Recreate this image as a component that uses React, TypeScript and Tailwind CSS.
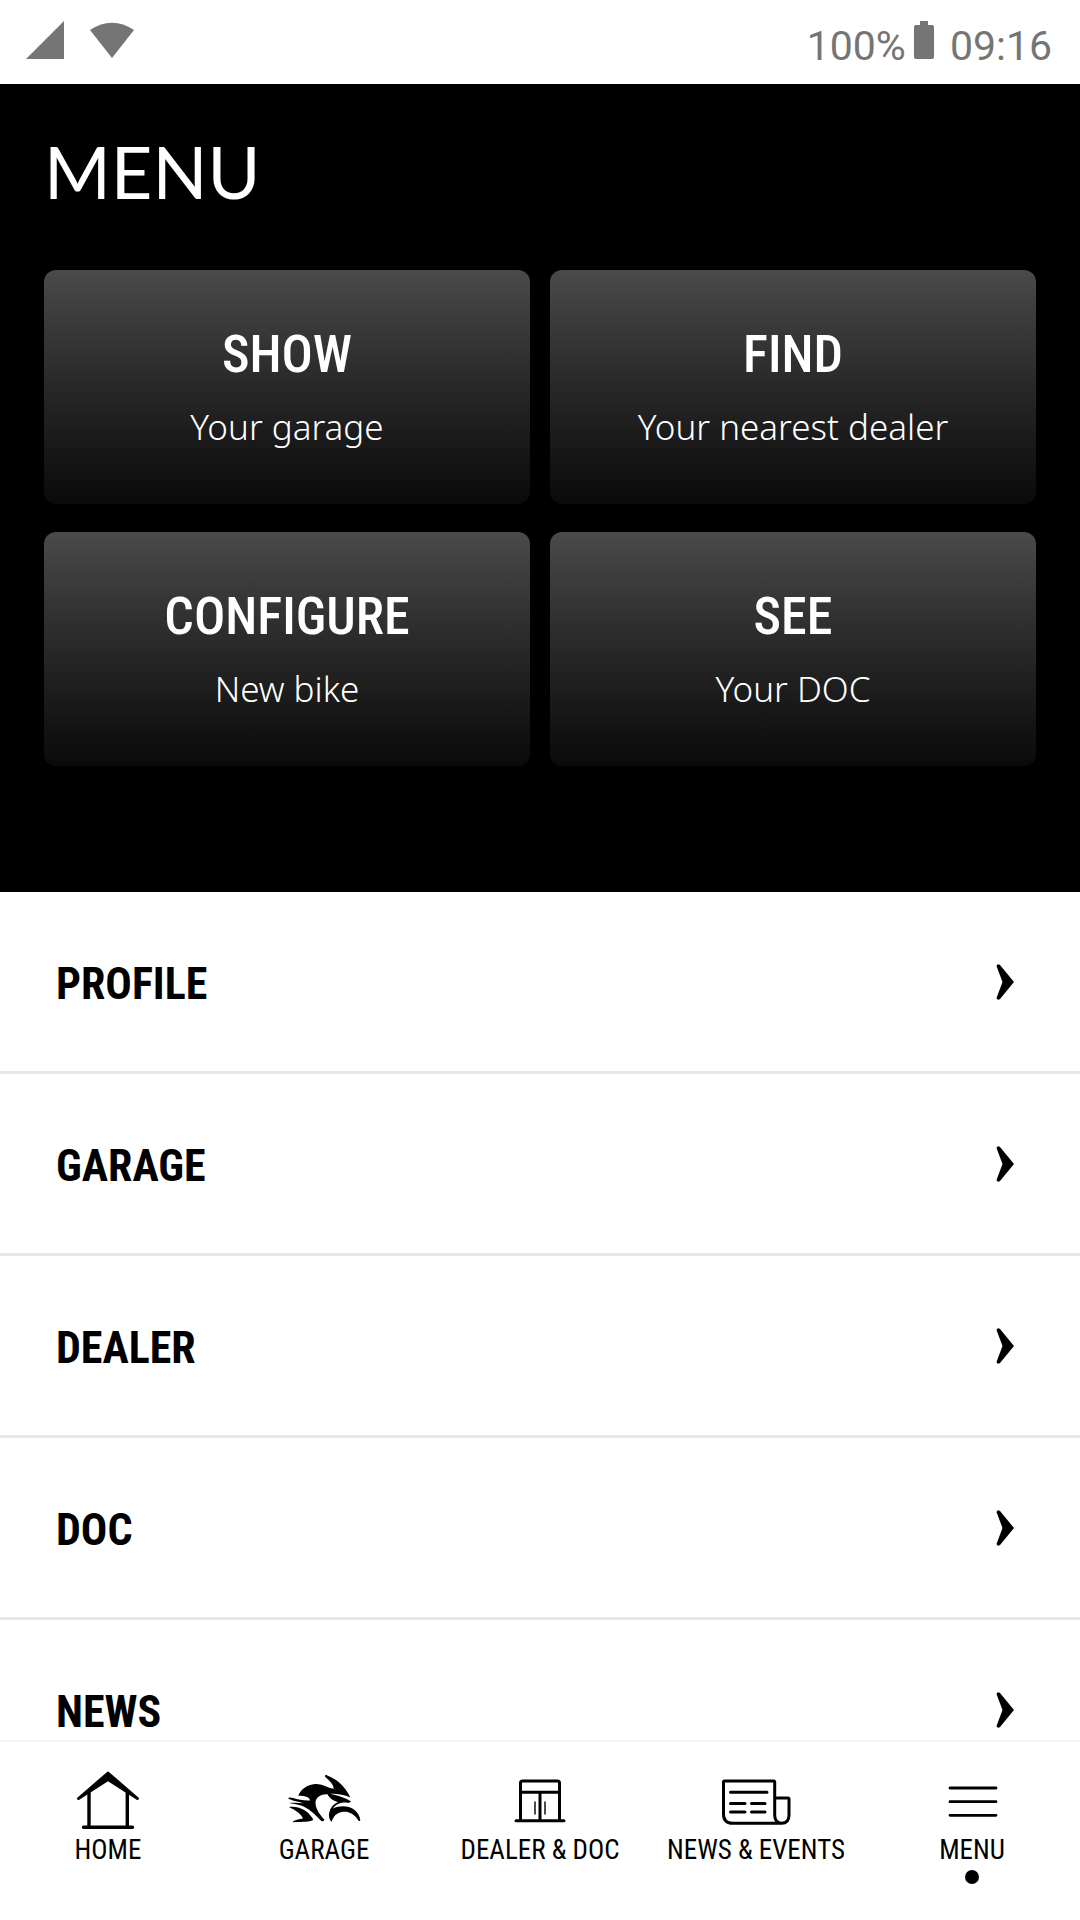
import type { ReactNode } from "react";

const quickLinks = [
  { title: "SHOW", subtitle: "Your garage" },
  { title: "FIND", subtitle: "Your nearest dealer" },
  { title: "CONFIGURE", subtitle: "New bike" },
  { title: "SEE", subtitle: "Your DOC" },
];

const menuItems = ["PROFILE", "GARAGE", "DEALER", "DOC", "NEWS"];

function NavIcon({ children }: { children: ReactNode }) {
  return (
    <svg
      viewBox="0 0 80 70"
      className="h-[70px] w-20"
      fill="none"
      stroke="currentColor"
      strokeWidth="3"
      strokeLinecap="round"
      strokeLinejoin="round"
      aria-hidden="true"
    >
      {children}
    </svg>
  );
}

const tabs = [
  {
    label: "HOME",
    icon: (
      <NavIcon>
        <path d="M40 9 L10.5 34.5 L40 15.5 L69.5 34.5 Z" fill="currentColor" strokeWidth="2.8" />
        <path d="M21 28 V63 M59.3 28 V63 M15.5 63.3 H64.5" strokeWidth="3.4" />
      </NavIcon>
    ),
  },
  {
    label: "GARAGE",
    icon: (
      <NavIcon>
        <g fill="currentColor" stroke="none">
          <path d="M14.3 31.7 C17 25 23 21 31 20 C37 19.5 42 23 49.5 24.8 C50.5 22 46 17 41.3 13 C40.3 11.5 41.5 10.5 43.2 11.5 C54 15.5 62 24 66.3 33.5 C60 30.5 53 29.5 46 29.8 C54 31.5 62 34 67 37.5 C66 39 64 39 62 38.6 C56 38.5 52 40.5 49 44.5 C55 41.5 64 41.2 70 45.5 C74 48.5 76 52.5 76.3 56.5 C75.5 57.5 74.5 57 74 56 C70 49.5 64 47 58 48 C52 49 49.5 52.5 47.5 58 C45.5 55.5 44.3 52.5 45.3 48.5 C46 44 49 40.5 54 38 C49 37 45 33.5 43.5 30.3 C37 30 32 33 31.5 38.5 C31.5 45 36 51 40.3 55.5 C40 57.5 38 57.8 36.5 56.3 C31 50 24 44 17 41.5 C13 40.3 9 39.8 5 39 C10 38.3 15 38.8 20 39.3 C14 37.5 7 36.5 4.3 34.5 C4.5 33 7 33.3 9 34 C14 35.7 20 36.8 26 36.5 C26 33.5 22 31.7 14.3 31.7 Z" />
          <path d="M5 43 C13 42 21 45 26 51 C28 53.5 30 55 28.5 56.5 C23 58.5 16 57.5 9 58.3 C8.5 57 11 56 19 54.5 C17 49.5 11 46 5 43 Z" />
        </g>
      </NavIcon>
    ),
  },
  {
    label: "DEALER & DOC",
    icon: (
      <NavIcon>
        <path d="M20.5 56 V19 Q20.5 17 22.5 17 H57.5 Q59.5 17 59.5 19 V56 M20.5 28.3 H59.5 M40 28.3 V56 M16 56.7 H64" />
        <path d="M35 38 V50 M45 38 V50" strokeWidth="1.4" />
      </NavIcon>
    ),
  },
  {
    label: "NEWS & EVENTS",
    icon: (
      <NavIcon>
        <path d="M58.7 51 V18 Q58.7 17 57.7 17 H8.5 Q7.5 17 7.5 18 V50 Q7.5 59.3 16.5 59.3 H65.5 Q58.7 58.5 58.7 51 M58.7 34 H72 Q73 34 73 35 V51 Q73 59.3 65.5 59.3" />
        <path d="M14.5 28.3 H51 M14.5 39.5 H29 M35.5 39.5 H49 M14.5 48 H29 M35.5 48 H49" />
      </NavIcon>
    ),
  },
  {
    label: "MENU",
    active: true,
    icon: (
      <NavIcon>
        <path d="M18 24 H64 M18 37.7 H64 M18 51.3 H64" strokeWidth="2.8" />
      </NavIcon>
    ),
  },
];

function StatusBar() {
  return (
    <div className="flex h-[84px] shrink-0 items-center justify-between bg-white pr-7 pl-[26px] font-[Roboto,sans-serif] text-[#757575]">
      <div className="flex items-center gap-6 pb-1">
        <svg viewBox="0 0 38 38" className="size-[38px]" fill="currentColor" aria-hidden="true">
          <path d="M0 38 L38 0 V38 Z" />
        </svg>
        <svg viewBox="0 0 48 38" className="h-[38px] w-12" fill="currentColor" aria-hidden="true">
          <path d="M2 9 Q24 -5.5 46 9 L24 37 Z" />
        </svg>
      </div>
      <div className="flex items-center gap-2 text-[41px] leading-[48px]">
        <span className="pt-2">100%</span>
        <svg viewBox="0 0 20 38" className="mb-1 h-[38px] w-5" fill="currentColor" aria-hidden="true">
          <path d="M6 0 H14 V4 H18 Q20 4 20 6 V36 Q20 38 18 38 H2 Q0 38 0 36 V6 Q0 4 2 4 H6 Z" />
        </svg>
        <span className="pt-2 pl-2">09:16</span>
      </div>
    </div>
  );
}

function QuickLinks() {
  return (
    <section className="bg-black px-11 pt-12 pb-[126px] text-white">
      <h1 className="font-[Lato,sans-serif] text-[72px] leading-[78px]">MENU</h1>
      <div className="mt-15 grid grid-cols-2 gap-x-5 gap-y-7">
        {quickLinks.map((link) => (
          <button
            key={link.title}
            type="button"
            className="flex h-[234px] flex-col items-center justify-center gap-3 rounded-xl bg-linear-to-b from-[#4a4a4a] to-[#0a0a0a] pt-2"
          >
            <span className="text-[52px] leading-[60px] font-medium">{link.title}</span>
            <span className="font-['Noto_Sans',sans-serif] text-[35px] leading-[60px] font-light">
              {link.subtitle}
            </span>
          </button>
        ))}
      </div>
    </section>
  );
}

function MenuList() {
  return (
    <ul>
      {menuItems.map((item) => (
        <li key={item} className="border-b-3 border-[#e8e8e8]">
          <a href="#" className="flex h-[179px] items-center justify-between pr-[66px] pl-14 text-black">
            <span className="pt-1 text-[44px] leading-[52px] font-bold">{item}</span>
            <svg viewBox="0 0 18 36" className="h-9 w-[18px]" fill="currentColor" aria-hidden="true">
              <path d="M0.5 2 Q1.5 -0.8 4 1 L18 18 L4 35 Q1.5 36.8 0.5 34 L6.5 18 Z" />
            </svg>
          </a>
        </li>
      ))}
    </ul>
  );
}

function BottomNav() {
  return (
    <nav className="grid shrink-0 grid-cols-5 border-t-2 border-[#f5f5f5] bg-white pt-[22px] pb-9">
      {tabs.map((tab) => (
        <a key={tab.label} href="#" className="flex flex-col items-center text-black">
          {tab.icon}
          <span className="text-[27px] leading-8 whitespace-nowrap">{tab.label}</span>
          <span className={tab.active ? "mt-1 size-3.5 rounded-full bg-black" : "mt-1 size-3.5"} />
        </a>
      ))}
    </nav>
  );
}

export default function App() {
  return (
    <div className="flex h-screen flex-col bg-white font-['Roboto_Condensed',Roboto,sans-serif]">
      <StatusBar />
      <main className="min-h-0 flex-1 overflow-y-auto [scrollbar-width:none]">
        <QuickLinks />
        <MenuList />
      </main>
      <BottomNav />
    </div>
  );
}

DIRECTIONS |
Transcribe the material exactly, and leave out whatever pictures it holds.

SOLUTION TO THE PROBLEM |
Recreate this image as a component that uses React, TypeScript and Tailwind CSS.
import type { ReactNode } from "react";

const quickLinks = [
  { title: "SHOW", subtitle: "Your garage" },
  { title: "FIND", subtitle: "Your nearest dealer" },
  { title: "CONFIGURE", subtitle: "New bike" },
  { title: "SEE", subtitle: "Your DOC" },
];

const menuItems = ["PROFILE", "GARAGE", "DEALER", "DOC", "NEWS"];

function NavIcon({ children }: { children: ReactNode }) {
  return (
    <svg
      viewBox="0 0 80 70"
      className="h-[70px] w-20"
      fill="none"
      stroke="currentColor"
      strokeWidth="3"
      strokeLinecap="round"
      strokeLinejoin="round"
      aria-hidden="true"
    >
      {children}
    </svg>
  );
}

const tabs = [
  {
    label: "HOME",
    icon: (
      <NavIcon>
        <path d="M40 9 L10.5 34.5 L40 15.5 L69.5 34.5 Z" fill="currentColor" strokeWidth="2.8" />
        <path d="M21 28 V63 M59.3 28 V63 M15.5 63.3 H64.5" strokeWidth="3.4" />
      </NavIcon>
    ),
  },
  {
    label: "GARAGE",
    icon: (
      <NavIcon>
        <g fill="currentColor" stroke="none">
          <path d="M14.3 31.7 C17 25 23 21 31 20 C37 19.5 42 23 49.5 24.8 C50.5 22 46 17 41.3 13 C40.3 11.5 41.5 10.5 43.2 11.5 C54 15.5 62 24 66.3 33.5 C60 30.5 53 29.5 46 29.8 C54 31.5 62 34 67 37.5 C66 39 64 39 62 38.6 C56 38.5 52 40.5 49 44.5 C55 41.5 64 41.2 70 45.5 C74 48.5 76 52.5 76.3 56.5 C75.5 57.5 74.5 57 74 56 C70 49.5 64 47 58 48 C52 49 49.5 52.5 47.5 58 C45.5 55.5 44.3 52.5 45.3 48.5 C46 44 49 40.5 54 38 C49 37 45 33.5 43.5 30.3 C37 30 32 33 31.5 38.5 C31.5 45 36 51 40.3 55.5 C40 57.5 38 57.8 36.5 56.3 C31 50 24 44 17 41.5 C13 40.3 9 39.8 5 39 C10 38.3 15 38.8 20 39.3 C14 37.5 7 36.5 4.3 34.5 C4.5 33 7 33.3 9 34 C14 35.7 20 36.8 26 36.5 C26 33.5 22 31.7 14.3 31.7 Z" />
          <path d="M5 43 C13 42 21 45 26 51 C28 53.5 30 55 28.5 56.5 C23 58.5 16 57.5 9 58.3 C8.5 57 11 56 19 54.5 C17 49.5 11 46 5 43 Z" />
        </g>
      </NavIcon>
    ),
  },
  {
    label: "DEALER & DOC",
    icon: (
      <NavIcon>
        <path d="M20.5 56 V19 Q20.5 17 22.5 17 H57.5 Q59.5 17 59.5 19 V56 M20.5 28.3 H59.5 M40 28.3 V56 M16 56.7 H64" />
        <path d="M35 38 V50 M45 38 V50" strokeWidth="1.4" />
      </NavIcon>
    ),
  },
  {
    label: "NEWS & EVENTS",
    icon: (
      <NavIcon>
        <path d="M58.7 51 V18 Q58.7 17 57.7 17 H8.5 Q7.5 17 7.5 18 V50 Q7.5 59.3 16.5 59.3 H65.5 Q58.7 58.5 58.7 51 M58.7 34 H72 Q73 34 73 35 V51 Q73 59.3 65.5 59.3" />
        <path d="M14.5 28.3 H51 M14.5 39.5 H29 M35.5 39.5 H49 M14.5 48 H29 M35.5 48 H49" />
      </NavIcon>
    ),
  },
  {
    label: "MENU",
    active: true,
    icon: (
      <NavIcon>
        <path d="M18 24 H64 M18 37.7 H64 M18 51.3 H64" strokeWidth="2.8" />
      </NavIcon>
    ),
  },
];

function StatusBar() {
  return (
    <div className="flex h-[84px] shrink-0 items-center justify-between bg-white pr-7 pl-[26px] font-[Roboto,sans-serif] text-[#757575]">
      <div className="flex items-center gap-6 pb-1">
        <svg viewBox="0 0 38 38" className="size-[38px]" fill="currentColor" aria-hidden="true">
          <path d="M0 38 L38 0 V38 Z" />
        </svg>
        <svg viewBox="0 0 48 38" className="h-[38px] w-12" fill="currentColor" aria-hidden="true">
          <path d="M2 9 Q24 -5.5 46 9 L24 37 Z" />
        </svg>
      </div>
      <div className="flex items-center gap-2 text-[41px] leading-[48px]">
        <span className="pt-2">100%</span>
        <svg viewBox="0 0 20 38" className="mb-1 h-[38px] w-5" fill="currentColor" aria-hidden="true">
          <path d="M6 0 H14 V4 H18 Q20 4 20 6 V36 Q20 38 18 38 H2 Q0 38 0 36 V6 Q0 4 2 4 H6 Z" />
        </svg>
        <span className="pt-2 pl-2">09:16</span>
      </div>
    </div>
  );
}

function QuickLinks() {
  return (
    <section className="bg-black px-11 pt-12 pb-[126px] text-white">
      <h1 className="font-[Lato,sans-serif] text-[72px] leading-[78px]">MENU</h1>
      <div className="mt-15 grid grid-cols-2 gap-x-5 gap-y-7">
        {quickLinks.map((link) => (
          <button
            key={link.title}
            type="button"
            className="flex h-[234px] flex-col items-center justify-center gap-3 rounded-xl bg-linear-to-b from-[#4a4a4a] to-[#0a0a0a] pt-2"
          >
            <span className="text-[52px] leading-[60px] font-medium">{link.title}</span>
            <span className="font-['Noto_Sans',sans-serif] text-[35px] leading-[60px] font-light">
              {link.subtitle}
            </span>
          </button>
        ))}
      </div>
    </section>
  );
}

function MenuList() {
  return (
    <ul>
      {menuItems.map((item) => (
        <li key={item} className="border-b-3 border-[#e8e8e8]">
          <a href="#" className="flex h-[179px] items-center justify-between pr-[66px] pl-14 text-black">
            <span className="pt-1 text-[44px] leading-[52px] font-bold">{item}</span>
            <svg viewBox="0 0 18 36" className="h-9 w-[18px]" fill="currentColor" aria-hidden="true">
              <path d="M0.5 2 Q1.5 -0.8 4 1 L18 18 L4 35 Q1.5 36.8 0.5 34 L6.5 18 Z" />
            </svg>
          </a>
        </li>
      ))}
    </ul>
  );
}

function BottomNav() {
  return (
    <nav className="grid shrink-0 grid-cols-5 border-t-2 border-[#f5f5f5] bg-white pt-[22px] pb-9">
      {tabs.map((tab) => (
        <a key={tab.label} href="#" className="flex flex-col items-center text-black">
          {tab.icon}
          <span className="text-[27px] leading-8 whitespace-nowrap">{tab.label}</span>
          <span className={tab.active ? "mt-1 size-3.5 rounded-full bg-black" : "mt-1 size-3.5"} />
        </a>
      ))}
    </nav>
  );
}

export default function App() {
  return (
    <div className="flex h-screen flex-col bg-white font-['Roboto_Condensed',Roboto,sans-serif]">
      <StatusBar />
      <main className="min-h-0 flex-1 overflow-y-auto [scrollbar-width:none]">
        <QuickLinks />
        <MenuList />
      </main>
      <BottomNav />
    </div>
  );
}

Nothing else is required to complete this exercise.